Director : Steven Spielberg

Minority ReportSteven Spielberg: Close Encounters Of The Third Kind, Gremlins, Artificial Intelligence: A.I.; Tom Cruise: Mission: Impossible, Vanilla Sky; writer Philip K Dick: Blade Runner, Total Recall. If you were assembling a science fiction dream-team you couldn't do much better than this. And that's without mentioning Max Von Sydow (Flash Gordon, Dune, The Exorcist . . . the list goes on).
    So have the dream-team pulled it off? Pretty much, yeah . . .
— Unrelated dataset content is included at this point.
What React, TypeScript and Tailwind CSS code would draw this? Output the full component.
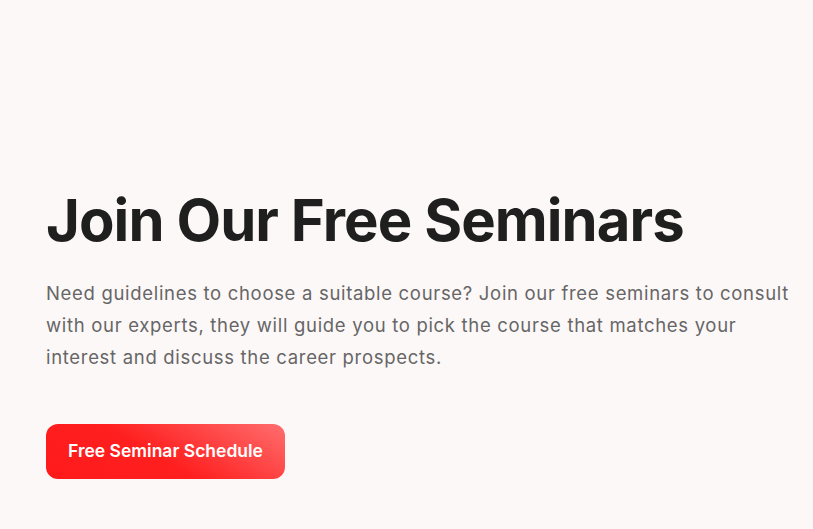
export default function App() {
  return (
    <div className="min-h-[529px] w-full bg-[#fdf8f8] font-['Inter',sans-serif]">
      <section className="pl-[46px] pr-[12px] pt-[185px]">
        <h1 className="text-[58px] font-bold leading-[70px] tracking-[-0.016em] text-[#1f1f1f]">
          Join Our Free Seminars
        </h1>
        <p className="mt-[22px] max-w-[752px] text-[18.5px] leading-[32px] tracking-[0.037em] text-[#666666]">
          Need guidelines to choose a suitable course? Join our free seminars to consult with our experts, they will guide you to pick the course that matches your interest and discuss the career prospects.
        </p>
        <button className="mt-[51px] h-[55px] w-[239px] rounded-[12px] bg-[linear-gradient(30deg,#ff1a1a_0%,#ff1f1f_45%,#ff6e6e_100%)] text-[17.5px] font-semibold text-white">
          Free Seminar Schedule
        </button>
      </section>
    </div>
  );
}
The year is 2054, and the crime of murder has virtually been eliminated thanks to three genetically altered pre-cogs, whose precognitive abilities allow the murders to be stopped before they happen. The system is considered flawless, until the leader of the Precrime team, Cruise's John Anderton, is tagged for the premeditated murder of someone he's never even met.
    Anderton sets off to clear his name pursued by the rest of his Precrime unit and a Detective investigating the division played by Colin Farrell.

As the movie progresses, there a recognisable echoes of the participants former works - especially Blade Runner and A.I. - in both the extravagant sets and the manner in which it's been filmed.
    The effort has been put in: There are cool gadgets, weapons and vehicles that are far from the usual current models with bits of plastic stuck on. There's a whodunnit plot with so many twists and turns towards the end that I defy you to work out more than a fraction of it in advance. There's also quality acting going on here: all the participants make this future totally believable.

Any criticisms? Well, the occasional comedy elements don't sit well with what is essentially a hard science fiction film. The jet-pack chase scene in particular is unnecessarily slapstick.
    Still, if you've already seen Spider-Man, right now Minority Report is the next best thing - and remember: Everybody runs.